Wednesday, September 18, 2013

Lance Fortnow: Bounding Rationality by Computational Complexity

Lance Fortnow is professor and chair of the School of Computer Science of the College of Computing at the Georgia Institute of Technology. His research focuses on computational complexity and its applications to economic theory. Fortnow and William Gasarch write in a widely read blog on computational complexity. Fortnow is the author of a recently published book entitled "The Golden Ticket: P, NP, and the Search for the Impossible".

Fortnow s visiting Aalto University and gave an ICS Forum talk at the Department of Information and Computer Science at Aalto University School of Science. The title of his talk was "Bounding Rationality by Computational Complexity".

As a general topic, Fortnow showed how to incorporate computational complexity into various economic models including game theory, prediction markets, forecast testing, preference revelation and contract theory.

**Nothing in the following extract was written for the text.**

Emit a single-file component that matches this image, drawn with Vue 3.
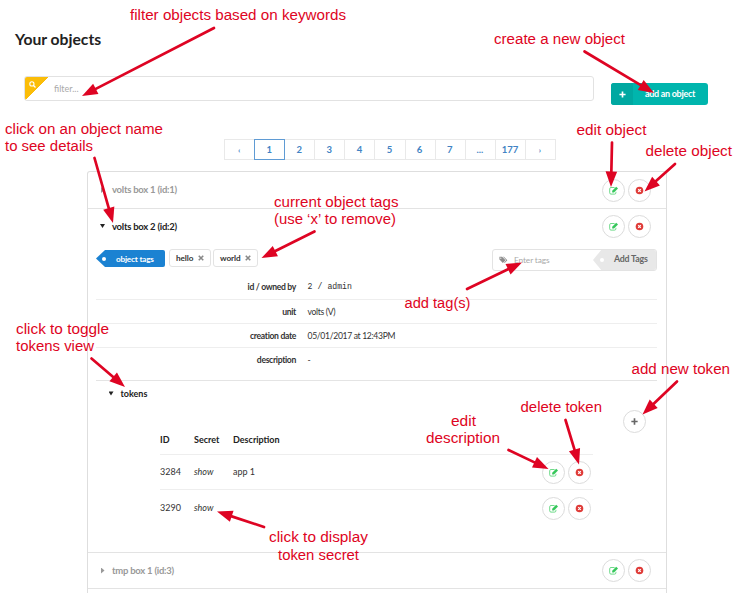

He discussed, for instance, so called factoring game. The factoring game was introduced in the article "An Approach to Bounded Rationality" by Eli Ben-Sasson, Adam Tauman Kalai and Ehud Kalai. The basic motivation of the paper is how a rational intelligent agent should behave in a complex environment, given that it cannot perform unbounded computations.

Another example discussed by Fortnow was weather forecasting. He discussed Sandroni's theorem that has been published in the article "The reproducible properties of correct forecasts". Fortnow continued by described the results published in the article "The Complexity of Forecast Testing" by himself and Rakesh V. Vohra.

Another interesting topic was computational awareness. The amount of unawareness of an object is the time needed to enumerate that object in a certain environment and a context. A context is a topic like "restaurant". The environment would consist of ways to find restaurant including memories, interactions with others, guidebooks, internet, etc.

Fortnow discussed conditions that characterize wise crowds referring to the book by James Surowiecki on wisdom of crowds. Four criteria were mentioned: diversity of opinion, independence, decentralization and aggregation.